One voice was called Alex. A generic American accent with no emotion. Very robotic. He had used a
British accent named Lawrence. But no off-the-shelf automated voice matched his distinctive voice, a
voice that millions knew from his show, At the Movies, for so many years. The voice he most wanted was
his own.

Enter CereProc. a Scottish company that customizes text-to-speech software for voiceless customers.
robot.1 The company custom-builds voices by mining an individual’s own archived voice recordings and
piecing together, syllable by syllable, Ebert’s voice. When it finishes its work, Ebert will sound like Ebert.
At least more so than Alex or Lawrence do.

Sometimes we don’t miss a voice until it goes silent. At the end of the Old Testament there is a period
of 400 years often referred to as “the silent years.” Years without any prophets or leaders whose words or
lives were recorded in Scripture. Years where there was no voice from God.
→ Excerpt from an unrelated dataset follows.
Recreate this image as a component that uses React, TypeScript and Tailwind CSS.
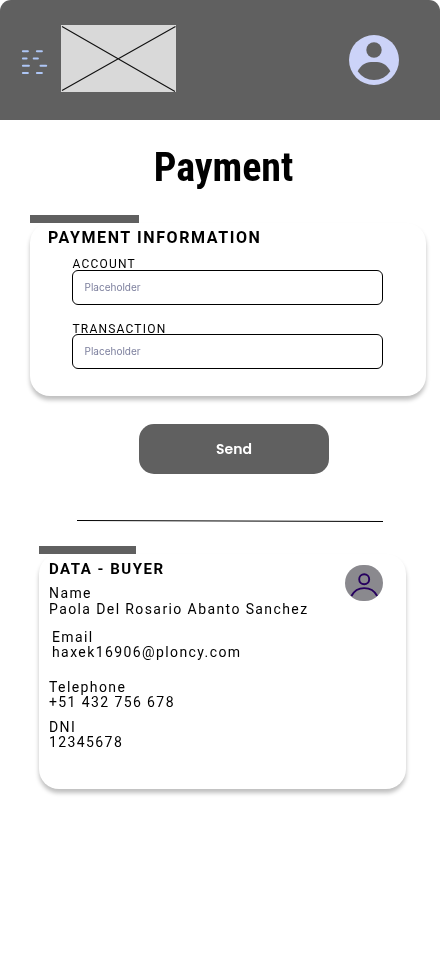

But before the silence Ezra read the word of God to the people. His desire was that they rebuild the wall
around Jerusalem for protection. And God’s greater desire was to rebuild the hearts of his people. The
men, women and children gathered together. They heard the word. They understood the word. And
then they did the word.

You can hear God’s voice in the same way these people did. Through his word. It’s not Alex’s voice.

It’s not Lawrence’s voice. It’s his voice. When you hear it there will be a response. The Israelites wept.
Others have repented. Still others have heard good news and rejoiced. And you? If you hear it today, it
can rebuild your life.

Ebert’s real voice may never be heard “live” again. But God’s is still speaking today. You only need to
gather the men, women, and children, open his book, and listen.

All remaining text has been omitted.